AKRON'S NEW FLAG TARDILY IDENTIFIED

 

 

    Keeping up with new adoptions of municipal flags is a challenging task, most often because the new adoptions are not widely publicized, and little known outside of the municipality's immediate geographic area. For several years, the writer, who lives 40 miles from Akron, has visited that city for one reason or another, but was unaware that the city had adopted a new flag, even though it was on display in several prominent places in the city. The reason in this case is that the new flag so closely resembles the flags given to a city that is declared an "All America City" that the new flag was not identified as such. 1 Only a recent newspaper article spotted by member Richard Monahan brought the adoption to light. 2 The "new" flag is actually 6 years old, having been adopted in March, 1996.

    The new flag, on a white field, substitutes the former city seal for the new one, designed by Mayor Don Plusquellic and his Chief of Staff, Joel Bailey. The new seal is deliberately patterned after the All-America City insignia, which consists of an American shield with five white five-pointed stars on a blue horizontal field in the chief. Immediately below this are the words, in blue on white, All-America City. The rest of the shield displays 11 vertical red-and-white stripes (6 red, 5 white). Akron's seal has a similar design, but features two rows of five white stars (to represent the city's ten wards), and the word, AKRON, in black capital letters in place of the All-America City legend. Unlike the All-America City insignia, however, Akron's shield is enclosed in a blue ring, on which appears in white lettering, curved over the top, 1981-ALL-AMERICA CITY-1995, to commemorate the two years that the city was given the award from the National Civic League. Curved below, and oriented so it can be easily read by the viewer, is the phrase, CITY OF INVENTION, also in white capitals, to honor the fact that Akron is the home of the National Inventor's Hall of Fame at Inventure Place. The flag's proportions are 3:5.

    Akron's former flag was designed by Sam Scherr, and industrial designer, and adopted in August, 1965. Scherr's design for the seal, also on a white field, resembles a logo. The shape of the seal is oval, oriented horizontally. On a blue field is a white rhomboid in a diamond shape that appears to be divided horizontally by a narrow blue line that becomes thinner at each end, thus protruding two isosceles triangles. In the center is a vertical white tree-like figure, extending into the top triangle with 5 arrows resembling bilateral branches on a red background that allows enough of the white rhomboid to show to give the illusion of a large A with very short "feet." The trunk has a narrow blue line on either side extending into the lower triangle where the tree's white "roots," shaped like the branches above without the arrowheads, are bordered in blue within a very narrow blue inverted triangle. The whole gives the appearance of the upper half reflected in the lower half with slightly different coloring. Over the top third of the oval, in an arc, are the words, CITY OF AKRON, in blue. Below the lower third of the oval, in similar fashion, is AKRON OHIO, also in blue. In the remaining space, emanating on either side of the oval, are five small red isosceles triangles, like sun's rays.

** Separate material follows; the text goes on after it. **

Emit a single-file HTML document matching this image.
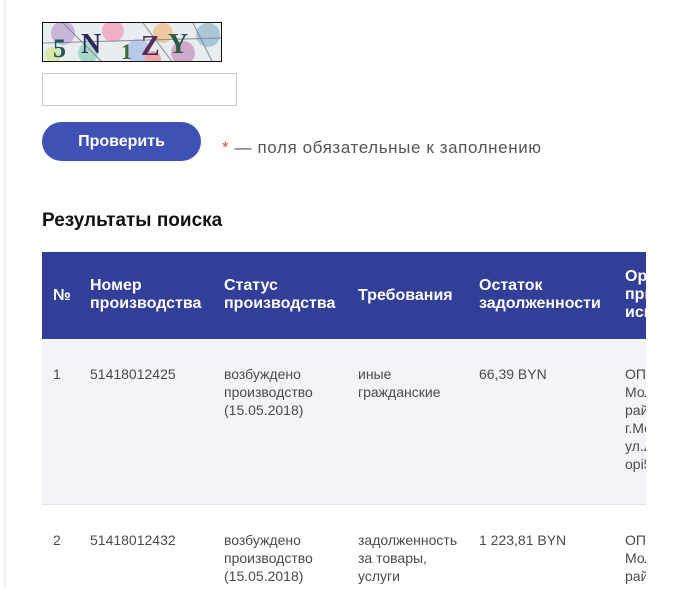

    Scherr explains the symbolism of his design as "based on historic concepts as well as future image desires." The small triangles represent the city's 10 wards, as well as expansion and growth. The triangle shapes represent Summit, the name of the county in which Akron is located, and also suggests the city's name, which is summit in Greek. The letter A is for Akron, and the abstract tree represents life, growth, and expansion. The top part represents direction and progress; the bottom part, planning, traffic, and street layout. The two triangles represent the original two Akrons, and is enclosed in quartic shape to form present-day Akron. The passage between the two sections represents Akron, the City of Bridges. The flag's proportions are 5:7.

1The National Civic League annually gives the All-America City award to those communities of all sizes where citizens work together to better their localities. 

2 The Akron Beacon Journal, December 3, 2001.